When Roadkill’s little deviants are on, they’re dead on. A tossed-off line about imaginary furniture might have led to a run-of-the-mill scene in the hands of an uncommunicative group; but a quick thought from Jeff Klann ’01 turned the scene around entirely, and suddenly Luke Weisman G was an invisible delivery boy with an inferiority complex. The snapping of fingers from the ensemble were acknowledgement that, in an instant, something had gone quite right. To fulfill the idea’s promise, the other players would have to move with him -- and happily, they did.

It’s odd to see members of the ensemble walk to the side of the performance area shaking their heads or leaping up and down -- certainly something quite different from most scripted theater. Some people find it disconcerting to see; but that openness is integral to the show. The jesting that occurs off to the side has a conspiratorial air that lends a certain electricity to the performance.

One of the evening’s highlights was a bizarre “opera,” with the entire ensemble acting and singing (or doing something vaguely similar), and Weisman providing commentary to explain the action. This was probably the best format of the night, with each performer contributing something to the whole, to culminate in a truly silly romp around Klann’s supine form. The “singing” managed to work in four “languages,” every possible vocal range, an exciting hero, a dastardly villain, and commentary on the perils of modern technology -- all without saying a word. When the scene was finished, the entire ensemble was laughing and smiling -- a sign that they knew something had clicked.

The respective strengths of the ensemble shone through at different times. Neil Jenkins G evidently likes faux-German accents, but he manages to swing entirely into whatever character comes to hand. The verbal skills of Tanis O’Connor ’01 served her well throughout, while Klann’s complete comfort with himself physically allowed a “mannequin” skit with Jared Schiffman ’99 to work exceptionally well. Chris Connor G, who I’d never seen perform with Roadkill, brings a terrifically dry English wit to the ensemble, which stands in marked contrast to the rest of the group. Weisman’s willingness and ability to play any character in any scene served him well, since he ended up spending an insane amount of time on stage. Every member brings something different to the group, and it is a testament to their ability to work together that they manage, night in and night out, to build something interesting and enjoyable from their disparate parts.

The night’s centerpiece (by virtue of its length and epic scope) was a long sketch about toothpaste in the wild west. The group started off with a few terrifically inventive segments (including a missive from Connor on transportation in the future and Schiffman’s brief mention of horses with udders, which came to be the focal point of the entire sketch), and the scene seemed to flow quite well. The point of the scene (a grudge about toothpaste) was all but forgotten by most of the ensemble, and it became more and more difficult to work it back into the sketch -- but it wasn’t that important.
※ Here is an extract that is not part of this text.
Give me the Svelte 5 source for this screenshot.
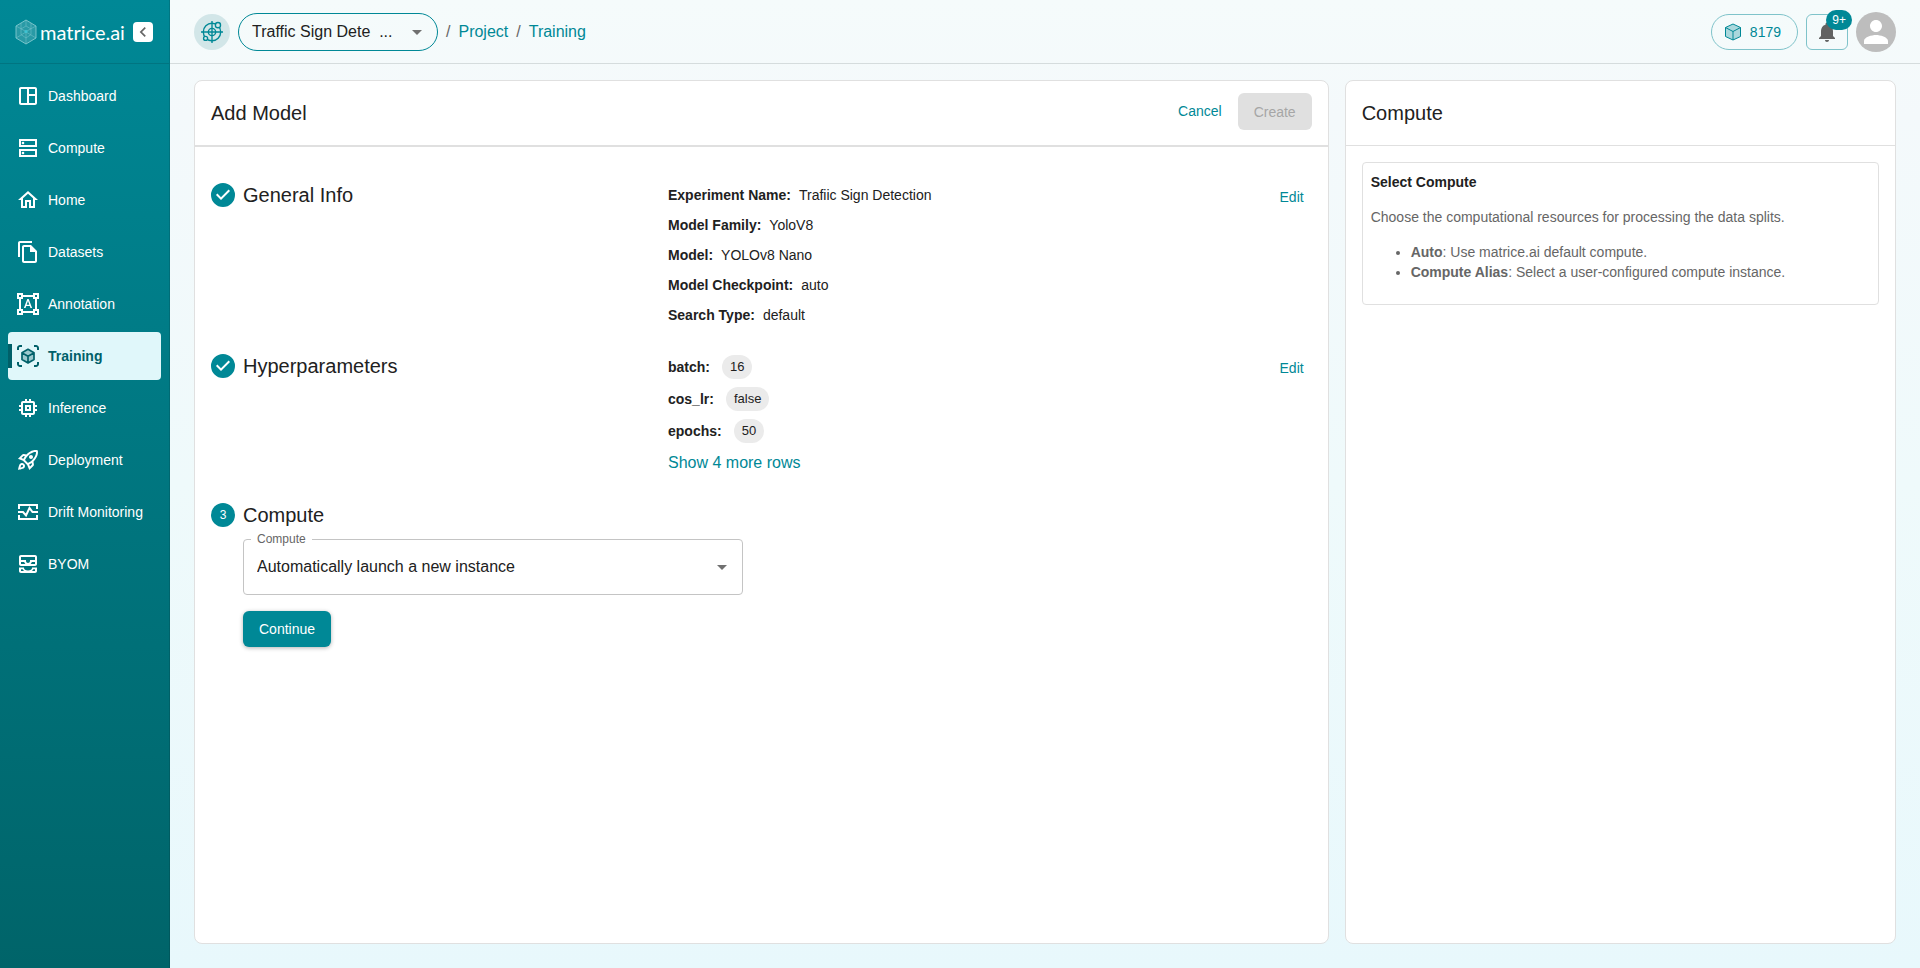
<script lang="ts">
    const navItems = [
        { label: 'Dashboard', icon: 'dashboard' },
        { label: 'Compute', icon: 'compute' },
        { label: 'Home', icon: 'home' },
        { label: 'Datasets', icon: 'datasets' },
        { label: 'Annotation', icon: 'annotation' },
        { label: 'Training', icon: 'training' },
        { label: 'Inference', icon: 'inference' },
        { label: 'Deployment', icon: 'deployment' },
        { label: 'Drift Monitoring', icon: 'drift' },
        { label: 'BYOM', icon: 'byom' },
    ];

    const generalInfo = [
        { label: 'Experiment Name', value: 'Trafiic Sign Detection' },
        { label: 'Model Family', value: 'YoloV8' },
        { label: 'Model', value: 'YOLOv8 Nano' },
        { label: 'Model Checkpoint', value: 'auto' },
        { label: 'Search Type', value: 'default' },
    ];

    const hyperparameters = [
        { label: 'batch', value: '16' },
        { label: 'cos_lr', value: 'false' },
        { label: 'epochs', value: '50' },
    ];

    let active = $state('Training');
    let project = $state('traffic');
    let compute = $state('auto');
</script>

{#snippet navIcon(name: string)}
    <svg class="nav-icon" viewBox="0 0 24 24" fill="currentColor" aria-hidden="true">
        {#if name === 'dashboard'}
            <path d="M19 3H5c-1.100 0-2 .9-2 2v14c0 1.100.9 2 2 2h14c1.100 0 2-.9 2-2V5c0-1.100-.9-2-2-2zM5 19V5h6v14H5zm14 0h-6v-7h6v7zm0-9h-6V5h6v5z" />
        {:else if name === 'compute'}
            <path d="M19 5v4H5V5h14m2-2H3v8h18V3zM19 15v4H5v-4h14m2-2H3v8h18v-8z" />
            <circle cx="7" cy="7" r="1.300" />
            <circle cx="7" cy="17" r="1.300" />
        {:else if name === 'home'}
            <path d="m12 5.690 5 4.500V18h-2v-6H9v6H7v-7.810l5-4.500M12 3 2 12h3v8h6v-6h2v6h6v-8h3L12 3z" />
        {:else if name === 'datasets'}
            <path d="M16 1H4c-1.100 0-2 .9-2 2v14h2V3h12V1zm-1 4H8c-1.100 0-2 .9-2 2v14c0 1.100.9 2 2 2h11c1.100 0 2-.9 2-2V11l-6-6zM8 21V7h6v5h5v9H8z" />
        {:else if name === 'annotation'}
            <path d="M23 7V1h-6v2H7V1H1v6h2v10H1v6h6v-2h10v2h6v-6h-2V7h2zM3 3h2v2H3V3zm2 18H3v-2h2v2zm12-2H7v-2H5V7h2V5h10v2h2v10h-2v2zm4 2h-2v-2h2v2zM19 5V3h2v2h-2zm-5.270 9h-3.490l-.730 2H7.890l3.400-9h1.400l3.410 9h-1.630l-.740-2zm-3.040-1.260h2.610L12 8.910l-1.310 3.830z" />
        {:else if name === 'training'}
            <path d="M3 4c0-.550.450-1 1-1h2V1H4C2.340 1 1 2.340 1 4v2h2V4zM3 20v-2H1v2c0 1.660 1.340 3 3 3h2v-2H4c-.550 0-1-.450-1-1zM20 1h-2v2h2c.550 0 1 .450 1 1v2h2V4c0-1.660-1.340-3-3-3zM21 20c0 .550-.450 1-1 1h-2v2h2c1.660 0 3-1.340 3-3v-2h-2v2z" />
            <path d="m12 5.500 6 3.300v6.600L12 19l-6-3.600V8.800z" opacity="0.3" />
            <path d="M12 5.300 18 8.700v6.800l-6 3.400-6-3.400V8.700zM6.200 8.900 12 12.200l5.800-3.300M12 12.200v6.600" fill="none" stroke="currentColor" stroke-width="1.700" stroke-linejoin="round" />
        {:else if name === 'inference'}
            <path d="M15 9H9v6h6V9zm-2 4h-2v-2h2v2zm8-2V9h-2V7c0-1.100-.9-2-2-2h-2V3h-2v2h-2V3H9v2H7c-1.100 0-2 .9-2 2v2H3v2h2v2H3v2h2v2c0 1.100.9 2 2 2h2v2h2v-2h2v2h2v-2h2c1.100 0 2-.9 2-2v-2h2v-2h-2v-2h2zm-4 6H7V7h10v10z" />
        {:else if name === 'deployment'}
            <path d="M6 15c-.830 0-1.580.340-2.120.880C2.700 17.060 2 22 2 22s4.940-.7 6.120-1.880C8.660 19.580 9 18.830 9 18c0-1.660-1.340-3-3-3zm.710 3.710c-.280.280-2.170.760-2.170.760s.470-1.880.760-2.170c.170-.190.420-.3.700-.3.550 0 1 .450 1 1 0 .280-.110.530-.290.710zm10.710-5.060c6.360-6.360 4.240-11.310 4.240-11.310S16.710.220 10.350 6.580l-2.490-.5c-.650-.130-1.330.080-1.810.550L2 10.690l5 2.140L11.170 17l2.140 5 4.050-4.050c.470-.470.680-1.150.550-1.810l-.490-2.490zM7.410 10.830l-1.910-.820 1.970-1.970 1.440.290c-.570.830-1.080 1.700-1.500 2.500zm6.580 7.670-.820-1.910c.8-.420 1.670-.930 2.490-1.500l.290 1.440-1.960 1.970zM16 12.240c-1.320 1.320-3.380 2.400-4.040 2.730l-2.930-2.930c.320-.650 1.400-2.710 2.730-4.040 4.680-4.680 8.230-3.990 8.230-3.990s.690 3.550-3.990 8.230zM15 11c1.100 0 2-.9 2-2s-.9-2-2-2-2 .9-2 2 .9 2 2 2z" />
        {:else if name === 'drift'}
            <path d="M3 9V5h18v4M3 15v4h18v-4M2 12h5l3 3.500 3.500-7.500 3 4H22" fill="none" stroke="currentColor" stroke-width="2" />
        {:else}
            <path d="M19 3H5c-1.100 0-2 .9-2 2v7c0 1.100.9 2 2 2h14c1.100 0 2-.9 2-2V5c0-1.100-.9-2-2-2zM5 12v-2h3.130c.210.780.670 1.470 1.270 2H5zm14 0h-4.400c.6-.530 1.060-1.220 1.270-2H19v2zm0-4h-5v1c0 1.070-.930 2-2 2s-2-.930-2-2V8H5V5h14v3zM16 15.500V16c0 1.200-1.600 2.500-4 2.500S8 17.200 8 16v-.5H3V19c0 1.100.9 2 2 2h14c1.100 0 2-.9 2-2v-3.500h-5zM5 19v-1.700h1.700c.3.700.8 1.300 1.400 1.700H5zm14 0h-3.100c.6-.4 1.100-1 1.400-1.700H19V19z" />
        {/if}
    </svg>
{/snippet}

{#snippet stepCheck()}
    <svg class="step-icon" viewBox="0 0 24 24" aria-hidden="true">
        <path d="M12 0a12 12 0 1 0 0 24 12 12 0 0 0 0-24zm-2 17l-5-5 1.400-1.400 3.600 3.600 7.600-7.600L19 8l-9 9z" fill="#008896" />
    </svg>
{/snippet}

<div class="app">
    <aside class="sidebar">
        <div class="brand">
            <a class="logo" href="#home" aria-label="matrice.ai">
                <svg class="logo-mark" viewBox="0 0 22 26" aria-hidden="true">
                    <path d="M11 1 21 7v12l-10 6L1 19V7z" fill="#ffffff" fill-opacity="0.16" stroke="#8fd0d6" stroke-width="0.8" />
                    <path d="M1 7l10 5.500L21 7M11 12.500V25M11 1v6M1 19l10-6 10 6M6 4v11.500l5 3.500 5-3.500V4M6 10l5-3 5 3" fill="none" stroke="#7cc7cf" stroke-width="0.5" />
                    <circle cx="11" cy="12.500" r="1.600" fill="#3fc3d2" />
                </svg>
                <span class="logo-text">matrice.ai</span>
            </a>
            <button class="collapse" aria-label="Collapse sidebar">
                <svg viewBox="0 0 24 24" aria-hidden="true">
                    <path d="M15.410 7.410 14 6l-6 6 6 6 1.410-1.410L10.830 12z" fill="#666" />
                </svg>
            </button>
        </div>
        <nav>
            {#each navItems as item}
                <a
                    class="nav-item"
                    class:active={active === item.label}
                    href="#{item.icon}"
                    onclick={() => (active = item.label)}
                >
                    {@render navIcon(item.icon)}
                    <span>{item.label}</span>
                </a>
            {/each}
        </nav>
    </aside>

    <div class="page">
        <header class="topbar">
            <div class="crumbs">
                <span class="project-icon">
                    <svg viewBox="0 0 24 24" fill="none" stroke="#008896" stroke-width="1.500" aria-hidden="true">
                        <circle cx="12" cy="12" r="9.500" />
                        <circle cx="12" cy="12" r="4" />
                        <path d="M12 0v24M0 12h24" />
                        <circle cx="18.500" cy="4.500" r="2.800" fill="#d2e6e8" />
                        <circle cx="5" cy="19" r="2.200" fill="#d2e6e8" />
                    </svg>
                </span>
                <div class="select-wrap project">
                    <select bind:value={project} aria-label="Project">
                        <option value="traffic">Traffic Sign Dete &nbsp;...</option>
                    </select>
                    <svg class="arrow" viewBox="0 0 24 24" aria-hidden="true"><path d="m7 10 5 5 5-5z" /></svg>
                </div>
                <span class="slash">/</span>
                <a href="#project">Project</a>
                <span class="slash">/</span>
                <a href="#training">Training</a>
            </div>
            <div class="account">
                <button class="credits">
                    <svg viewBox="0 0 18 18" aria-hidden="true">
                        <path d="M9 1l7.500 3.500v9L9 17l-7.500-3.500v-9z" fill="#008896" fill-opacity="0.3" stroke="#008896" stroke-linejoin="round" />
                        <path d="M1.500 4.500 9 8.500l7.500-4M9 8.500V17" fill="none" stroke="#008896" />
                    </svg>
                    8179
                </button>
                <button class="bell" aria-label="Notifications">
                    <svg viewBox="0 0 24 24" aria-hidden="true">
                        <path d="M12 22c1.100 0 2-.9 2-2h-4c0 1.100.890 2 2 2zm6-6v-5c0-3.070-1.640-5.640-4.500-6.320V4c0-.830-.670-1.500-1.500-1.500s-1.500.670-1.500 1.500v.680C7.630 5.360 6 7.920 6 11v5l-2 2v1h16v-1l-2-2z" fill="#626262" />
                    </svg>
                    <span class="badge">9+</span>
                </button>
                <button class="avatar" aria-label="Account">
                    <svg viewBox="0 0 24 24" aria-hidden="true">
                        <path d="M12 12c2.210 0 4-1.790 4-4s-1.790-4-4-4-4 1.790-4 4 1.790 4 4 4zm0 2c-2.670 0-8 1.340-8 4v2h16v-2c0-2.660-5.330-4-8-4z" fill="#fff" />
                    </svg>
                </button>
            </div>
        </header>

        <main class="content">
            <section class="panel">
                <div class="panel-head form-head">
                    <h1>Add Model</h1>
                    <div class="actions">
                        <button class="text-btn">Cancel</button>
                        <button class="create-btn" disabled>Create</button>
                    </div>
                </div>
                <div class="steps">
                    <div class="step">
                        <div class="step-title">
                            {@render stepCheck()}
                            <h2>General Info</h2>
                        </div>
                        <dl class="details">
                            {#each generalInfo as row}
                                <div class="detail">
                                    <dt>{row.label}:</dt>
                                    <dd>{row.value}</dd>
                                </div>
                            {/each}
                        </dl>
                        <button class="text-btn">Edit</button>
                    </div>

                    <div class="step">
                        <div class="step-title">
                            {@render stepCheck()}
                            <h2>Hyperparameters</h2>
                        </div>
                        <div class="params">
                            <dl class="details">
                                {#each hyperparameters as row}
                                    <div class="detail">
                                        <dt>{row.label}:</dt>
                                        <dd class="chip">{row.value}</dd>
                                    </div>
                                {/each}
                            </dl>
                            <button class="more">Show 4 more rows</button>
                        </div>
                        <button class="text-btn">Edit</button>
                    </div>

                    <div class="compute-step">
                        <div class="step-title">
                            <span class="step-icon step-number">3</span>
                            <h2>Compute</h2>
                        </div>
                        <div class="step-form">
                            <div class="select-wrap field">
                                <label for="compute">Compute</label>
                                <select id="compute" bind:value={compute}>
                                    <option value="auto">Automatically launch a new instance</option>
                                </select>
                                <svg class="arrow" viewBox="0 0 24 24" aria-hidden="true"><path d="m7 10 5 5 5-5z" /></svg>
                            </div>
                            <button class="continue">Continue</button>
                        </div>
                    </div>
                </div>
            </section>

            <aside class="panel help">
                <div class="panel-head">
                    <h2>Compute</h2>
                </div>
                <div class="help-card">
                    <h3>Select Compute</h3>
                    <p>Choose the computational resources for processing the data splits.</p>
                    <ul>
                        <li><strong>Auto</strong>: Use matrice.ai default compute.</li>
                        <li><strong>Compute Alias</strong>: Select a user-configured compute instance.</li>
                    </ul>
                </div>
            </aside>
        </main>
    </div>
</div>

<style>
    :global(body) {
        margin: 0;
    }

    .app {
        --teal: #008896;
        --line: #e0e0e0;
        --text: #212121;
        --muted: #666666;
        display: flex;
        min-height: 100vh;
        font-family: 'Liberation Sans', Arial, sans-serif;
        font-size: 14px;
        line-height: 20px;
        color: var(--text);
        background: linear-gradient(180deg, #f5fbfb 0%, #f4f9fb 12%, #effafb 50%, #e8f8fc 100%);
    }

    .app * {
        box-sizing: border-box;
    }

    button,
    select {
        font: inherit;
        color: inherit;
        cursor: pointer;
    }

    button {
        padding: 0;
        border: none;
        background: none;
    }

    a {
        color: var(--teal);
        text-decoration: none;
    }

    h1,
    h2,
    h3,
    p,
    dl,
    dd {
        margin: 0;
    }

    h1,
    h2 {
        font-size: 20px;
        line-height: 32px;
        font-weight: 400;
    }

    .sidebar {
        flex: none;
        width: 170px;
        border-right: 1px solid rgba(0, 0, 0, 0.12);
        color: #fff;
        background: linear-gradient(180deg, #008896 0%, #006469 100%);
    }

    .brand {
        display: flex;
        align-items: center;
        justify-content: space-between;
        height: 64px;
        padding: 1px 16px 0 15px;
        border-bottom: 1px solid rgba(0, 0, 0, 0.12);
    }

    .logo {
        display: flex;
        align-items: center;
        gap: 3px;
        color: #fff;
    }

    .logo-mark {
        width: 22px;
        height: 26px;
    }

    .logo-text {
        font-family: Lato, sans-serif;
        font-size: 20px;
        line-height: 24px;
    }

    .collapse {
        display: flex;
        width: 20px;
        height: 20px;
        border-radius: 4px;
        background: #fff;
    }

    nav {
        display: flex;
        flex-direction: column;
        gap: 4px;
        padding: 8px;
    }

    .nav-item {
        display: flex;
        align-items: center;
        gap: 8px;
        height: 48px;
        padding-left: 8px;
        border-radius: 4px;
        color: #fff;
    }

    .nav-icon {
        width: 24px;
        height: 24px;
    }

    .nav-item.active {
        color: #006069;
        font-weight: 700;
        background: linear-gradient(#006069, #006069) left center / 4px 24px no-repeat, #e0f7fa;
    }

    .page {
        flex: 1;
        min-width: 0;
        display: flex;
        flex-direction: column;
    }

    .topbar {
        display: flex;
        align-items: center;
        justify-content: space-between;
        height: 64px;
        padding: 1px 24px 0;
        border-bottom: 1px solid #d5dcdd;
    }

    .crumbs {
        display: flex;
        align-items: center;
        gap: 8px;
        font-size: 16px;
        line-height: 24px;
    }

    .project-icon {
        display: flex;
        align-items: center;
        justify-content: center;
        width: 36px;
        height: 36px;
        border-radius: 50%;
        background: #d2e6e8;
    }

    .project-icon svg {
        width: 22px;
        height: 22px;
    }

    .slash {
        color: var(--muted);
    }

    .select-wrap {
        position: relative;
    }

    .select-wrap select {
        width: 100%;
        appearance: none;
        background: transparent;
        outline: none;
    }

    .arrow {
        position: absolute;
        top: 50%;
        right: 9px;
        width: 24px;
        height: 24px;
        margin-top: -12px;
        fill: #707070;
        pointer-events: none;
    }

    .project {
        width: 200px;
    }

    .project select {
        height: 38px;
        padding: 0 32px 0 13px;
        border: 1px solid var(--teal);
        border-radius: 20px;
    }

    .account {
        display: flex;
        align-items: center;
        gap: 8px;
    }

    .credits {
        display: flex;
        align-items: center;
        gap: 8px;
        height: 36px;
        padding: 0 16px 0 12px;
        border: 1px solid #7fc3ca;
        border-radius: 18px;
        color: var(--teal);
    }

    .credits svg {
        width: 18px;
        height: 18px;
    }

    .bell {
        position: relative;
        display: flex;
        align-items: center;
        justify-content: center;
        width: 42px;
        height: 36px;
        border: 1px solid #7fc3ca;
        border-radius: 6px;
    }

    .bell svg {
        width: 24px;
        height: 24px;
    }

    .badge {
        position: absolute;
        top: -5px;
        right: -5px;
        padding: 0 6px;
        border-radius: 10px;
        color: #fff;
        font-size: 12px;
        background: var(--teal);
    }

    .avatar {
        display: flex;
        align-items: center;
        justify-content: center;
        width: 40px;
        height: 40px;
        border-radius: 50%;
        background: #bdbdbd;
    }

    .avatar svg {
        flex: none;
        width: 36px;
        height: 36px;
    }

    .content {
        flex: 1;
        display: grid;
        grid-template-columns: 2fr 1fr;
        padding: 16px 24px 24px;
    }

    .panel {
        border: 1px solid var(--line);
        border-radius: 8px;
        background: #fff;
    }

    .help {
        margin-left: 16px;
    }

    .panel-head {
        display: flex;
        justify-content: space-between;
        padding: 16px;
        border-bottom: 1px solid var(--line);
    }

    .form-head {
        padding: 12px 16px 15px;
        border-bottom-width: 2px;
    }

    .form-head h1 {
        margin-top: 4px;
    }

    .actions {
        display: flex;
        gap: 8px;
    }

    .text-btn {
        height: 36px;
        padding: 0 8px;
        color: var(--teal);
    }

    .create-btn {
        height: 37px;
        padding: 0 16px;
        border-radius: 6px;
        color: #a6a6a6;
        background: #e0e0e0;
        cursor: default;
    }

    .steps {
        display: flex;
        flex-direction: column;
        gap: 24px;
        padding: 32px 16px;
    }

    .step {
        display: grid;
        grid-template-columns: 457px 1fr auto;
        align-items: start;
    }

    .step-title {
        display: flex;
        align-items: center;
        gap: 8px;
    }

    .step-icon {
        width: 24px;
        height: 24px;
    }

    .step-number {
        border-radius: 50%;
        color: #fff;
        font-size: 12px;
        line-height: 24px;
        text-align: center;
        background: var(--teal);
    }

    .detail {
        display: flex;
        gap: 8px;
    }

    dt {
        font-weight: 700;
    }

    .chip {
        padding: 0 8px;
        border-radius: 12px;
        font-size: 13px;
        background: #ebebeb;
    }

    .more {
        color: var(--teal);
        font-size: 16px;
        line-height: 24px;
    }

    .details {
        display: flex;
        flex-direction: column;
        gap: 10px;
        padding: 6px 0 1px;
    }

    .params .details {
        gap: 8px;
        padding: 5px 0 8px;
    }

    .params .detail {
        gap: 12px;
        line-height: 24px;
    }

    .step-form {
        display: flex;
        flex-direction: column;
        align-items: flex-start;
        gap: 16px;
        padding: 8px 32px;
    }

    .field {
        width: 500px;
        max-width: 100%;
    }

    .field label {
        position: absolute;
        top: -10px;
        left: 8px;
        padding: 0 6px;
        color: var(--muted);
        font-size: 12px;
        background: #fff;
    }

    .field select {
        height: 56px;
        padding: 0 40px 0 13px;
        border: 1px solid #c4c4c4;
        border-radius: 4px;
        font-size: 16px;
    }

    .continue {
        height: 36px;
        padding: 0 16px;
        border-radius: 6px;
        color: #fff;
        background: var(--teal);
        box-shadow: 0 1px 4px rgba(0, 0, 0, 0.3);
    }

    .help-card {
        margin: 16px;
        padding: 9px 8px;
        border: 1px solid var(--line);
        border-radius: 4px;
        color: var(--muted);
    }

    .help-card h3 {
        color: var(--text);
        font-size: 14px;
        line-height: 20px;
    }

    .help-card p {
        margin: 15px 0;
    }

    .help-card ul {
        margin: 0 0 13px;
        padding-left: 40px;
    }
</style>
Roadkill’s fundamental rule is to accept whatever is tossed at them, by the audience or by their fellow performers. As the sketch piled up one ridiculous plot point after another, there was a sense that in the end everything would end up crashing happily to the ground, probably with a gunfight (which Weisman avoided by running away, though I got the sense that it was the entire sketch he was running away from). The group got to work with a complex format, building what amounted to a real story from nothing, and they made the thing funny, to boot.

All things considered, it was a fine show. The tension that is integral to a good performance was released in an hour and a half of misbehavior and mayhem (and, given the last couple of Roadkill shows I’ve seen, surprisingly few sexual innuendoes). If you haven’t been to a show lately, forget what you think you know about comedy and go be a part of a Roadkill performance. What they do is remarkable -- and remarkably, they do it quite well.